* [SOURCE MATERIAL]
################
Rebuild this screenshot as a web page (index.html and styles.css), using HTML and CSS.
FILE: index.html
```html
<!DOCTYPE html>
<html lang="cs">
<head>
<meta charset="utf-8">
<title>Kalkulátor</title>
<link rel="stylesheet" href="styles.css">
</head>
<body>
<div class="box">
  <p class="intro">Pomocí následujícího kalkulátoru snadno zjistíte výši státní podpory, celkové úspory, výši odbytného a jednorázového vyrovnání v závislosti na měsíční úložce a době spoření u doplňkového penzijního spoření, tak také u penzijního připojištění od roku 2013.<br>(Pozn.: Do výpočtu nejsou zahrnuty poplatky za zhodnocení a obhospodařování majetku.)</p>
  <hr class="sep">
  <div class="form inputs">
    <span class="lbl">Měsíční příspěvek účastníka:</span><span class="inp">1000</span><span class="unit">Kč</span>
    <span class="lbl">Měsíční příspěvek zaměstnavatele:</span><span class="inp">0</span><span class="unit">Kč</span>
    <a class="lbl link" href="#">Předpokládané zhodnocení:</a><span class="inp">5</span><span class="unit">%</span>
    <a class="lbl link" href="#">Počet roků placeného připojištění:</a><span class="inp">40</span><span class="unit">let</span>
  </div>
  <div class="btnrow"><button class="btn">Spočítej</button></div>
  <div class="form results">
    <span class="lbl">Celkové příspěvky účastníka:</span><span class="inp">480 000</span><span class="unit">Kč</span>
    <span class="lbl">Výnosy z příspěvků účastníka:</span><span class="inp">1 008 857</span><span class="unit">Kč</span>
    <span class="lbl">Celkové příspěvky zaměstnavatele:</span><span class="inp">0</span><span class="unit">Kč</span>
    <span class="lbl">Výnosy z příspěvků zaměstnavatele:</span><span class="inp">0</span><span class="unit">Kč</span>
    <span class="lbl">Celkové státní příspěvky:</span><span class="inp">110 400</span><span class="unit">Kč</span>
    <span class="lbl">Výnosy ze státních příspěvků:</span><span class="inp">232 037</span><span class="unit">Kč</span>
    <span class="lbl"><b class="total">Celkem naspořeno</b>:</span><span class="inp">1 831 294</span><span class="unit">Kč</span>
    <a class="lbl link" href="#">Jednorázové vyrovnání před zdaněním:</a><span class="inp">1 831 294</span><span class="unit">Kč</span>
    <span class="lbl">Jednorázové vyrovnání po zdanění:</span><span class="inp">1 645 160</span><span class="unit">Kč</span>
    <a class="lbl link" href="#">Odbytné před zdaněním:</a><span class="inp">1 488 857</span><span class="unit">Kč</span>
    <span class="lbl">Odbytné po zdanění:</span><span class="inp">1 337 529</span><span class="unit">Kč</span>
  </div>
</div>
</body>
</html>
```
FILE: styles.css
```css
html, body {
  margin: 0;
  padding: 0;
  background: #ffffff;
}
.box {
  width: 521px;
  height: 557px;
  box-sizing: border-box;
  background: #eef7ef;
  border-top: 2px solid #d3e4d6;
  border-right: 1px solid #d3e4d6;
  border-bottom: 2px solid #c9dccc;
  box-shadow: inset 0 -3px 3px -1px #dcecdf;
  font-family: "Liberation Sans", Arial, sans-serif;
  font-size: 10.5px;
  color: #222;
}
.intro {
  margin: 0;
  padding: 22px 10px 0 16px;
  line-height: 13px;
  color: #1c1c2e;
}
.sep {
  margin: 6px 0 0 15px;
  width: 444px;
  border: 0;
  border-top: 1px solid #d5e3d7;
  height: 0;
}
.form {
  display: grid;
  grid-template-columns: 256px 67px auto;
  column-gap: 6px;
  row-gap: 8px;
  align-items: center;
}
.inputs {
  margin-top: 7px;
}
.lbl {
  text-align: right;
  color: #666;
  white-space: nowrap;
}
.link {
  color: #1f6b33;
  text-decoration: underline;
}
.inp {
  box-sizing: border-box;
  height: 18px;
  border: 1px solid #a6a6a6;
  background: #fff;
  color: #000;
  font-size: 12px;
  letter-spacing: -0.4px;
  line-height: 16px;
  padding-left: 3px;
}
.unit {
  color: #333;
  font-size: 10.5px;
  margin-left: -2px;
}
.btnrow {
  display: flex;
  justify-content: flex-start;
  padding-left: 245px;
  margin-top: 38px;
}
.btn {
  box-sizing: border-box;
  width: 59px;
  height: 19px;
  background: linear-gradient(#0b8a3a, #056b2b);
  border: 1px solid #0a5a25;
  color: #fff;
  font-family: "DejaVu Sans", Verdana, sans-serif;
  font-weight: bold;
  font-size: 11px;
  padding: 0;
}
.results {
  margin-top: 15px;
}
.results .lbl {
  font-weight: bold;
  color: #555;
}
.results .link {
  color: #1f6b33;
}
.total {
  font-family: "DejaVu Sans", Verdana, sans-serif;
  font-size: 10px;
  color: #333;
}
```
################
* [YOUR INSTRUCTIONS] All of the data must be returned exactly.

* [OUTPUT FOR THIS TASK]
Rebuild this screenshot as a web page (index.html and styles.css), using HTML and CSS.
FILE: index.html
```html
<!DOCTYPE html>
<html lang="cs">
<head>
<meta charset="utf-8">
<title>Kalkulátor</title>
<link rel="stylesheet" href="styles.css">
</head>
<body>
<div class="box">
  <p class="intro">Pomocí následujícího kalkulátoru snadno zjistíte výši státní podpory, celkové úspory, výši odbytného a jednorázového vyrovnání v závislosti na měsíční úložce a době spoření u doplňkového penzijního spoření, tak také u penzijního připojištění od roku 2013.<br>(Pozn.: Do výpočtu nejsou zahrnuty poplatky za zhodnocení a obhospodařování majetku.)</p>
  <hr class="sep">
  <div class="form inputs">
    <span class="lbl">Měsíční příspěvek účastníka:</span><span class="inp">1000</span><span class="unit">Kč</span>
    <span class="lbl">Měsíční příspěvek zaměstnavatele:</span><span class="inp">0</span><span class="unit">Kč</span>
    <a class="lbl link" href="#">Předpokládané zhodnocení:</a><span class="inp">5</span><span class="unit">%</span>
    <a class="lbl link" href="#">Počet roků placeného připojištění:</a><span class="inp">40</span><span class="unit">let</span>
  </div>
  <div class="btnrow"><button class="btn">Spočítej</button></div>
  <div class="form results">
    <span class="lbl">Celkové příspěvky účastníka:</span><span class="inp">480 000</span><span class="unit">Kč</span>
    <span class="lbl">Výnosy z příspěvků účastníka:</span><span class="inp">1 008 857</span><span class="unit">Kč</span>
    <span class="lbl">Celkové příspěvky zaměstnavatele:</span><span class="inp">0</span><span class="unit">Kč</span>
    <span class="lbl">Výnosy z příspěvků zaměstnavatele:</span><span class="inp">0</span><span class="unit">Kč</span>
    <span class="lbl">Celkové státní příspěvky:</span><span class="inp">110 400</span><span class="unit">Kč</span>
    <span class="lbl">Výnosy ze státních příspěvků:</span><span class="inp">232 037</span><span class="unit">Kč</span>
    <span class="lbl"><b class="total">Celkem naspořeno</b>:</span><span class="inp">1 831 294</span><span class="unit">Kč</span>
    <a class="lbl link" href="#">Jednorázové vyrovnání před zdaněním:</a><span class="inp">1 831 294</span><span class="unit">Kč</span>
    <span class="lbl">Jednorázové vyrovnání po zdanění:</span><span class="inp">1 645 160</span><span class="unit">Kč</span>
    <a class="lbl link" href="#">Odbytné před zdaněním:</a><span class="inp">1 488 857</span><span class="unit">Kč</span>
    <span class="lbl">Odbytné po zdanění:</span><span class="inp">1 337 529</span><span class="unit">Kč</span>
  </div>
</div>
</body>
</html>
```
FILE: styles.css
```css
html, body {
  margin: 0;
  padding: 0;
  background: #ffffff;
}
.box {
  width: 521px;
  height: 557px;
  box-sizing: border-box;
  background: #eef7ef;
  border-top: 2px solid #d3e4d6;
  border-right: 1px solid #d3e4d6;
  border-bottom: 2px solid #c9dccc;
  box-shadow: inset 0 -3px 3px -1px #dcecdf;
  font-family: "Liberation Sans", Arial, sans-serif;
  font-size: 10.5px;
  color: #222;
}
.intro {
  margin: 0;
  padding: 22px 10px 0 16px;
  line-height: 13px;
  color: #1c1c2e;
}
.sep {
  margin: 6px 0 0 15px;
  width: 444px;
  border: 0;
  border-top: 1px solid #d5e3d7;
  height: 0;
}
.form {
  display: grid;
  grid-template-columns: 256px 67px auto;
  column-gap: 6px;
  row-gap: 8px;
  align-items: center;
}
.inputs {
  margin-top: 7px;
}
.lbl {
  text-align: right;
  color: #666;
  white-space: nowrap;
}
.link {
  color: #1f6b33;
  text-decoration: underline;
}
.inp {
  box-sizing: border-box;
  height: 18px;
  border: 1px solid #a6a6a6;
  background: #fff;
  color: #000;
  font-size: 12px;
  letter-spacing: -0.4px;
  line-height: 16px;
  padding-left: 3px;
}
.unit {
  color: #333;
  font-size: 10.5px;
  margin-left: -2px;
}
.btnrow {
  display: flex;
  justify-content: flex-start;
  padding-left: 245px;
  margin-top: 38px;
}
.btn {
  box-sizing: border-box;
  width: 59px;
  height: 19px;
  background: linear-gradient(#0b8a3a, #056b2b);
  border: 1px solid #0a5a25;
  color: #fff;
  font-family: "DejaVu Sans", Verdana, sans-serif;
  font-weight: bold;
  font-size: 11px;
  padding: 0;
}
.results {
  margin-top: 15px;
}
.results .lbl {
  font-weight: bold;
  color: #555;
}
.results .link {
  color: #1f6b33;
}
.total {
  font-family: "DejaVu Sans", Verdana, sans-serif;
  font-size: 10px;
  color: #333;
}
```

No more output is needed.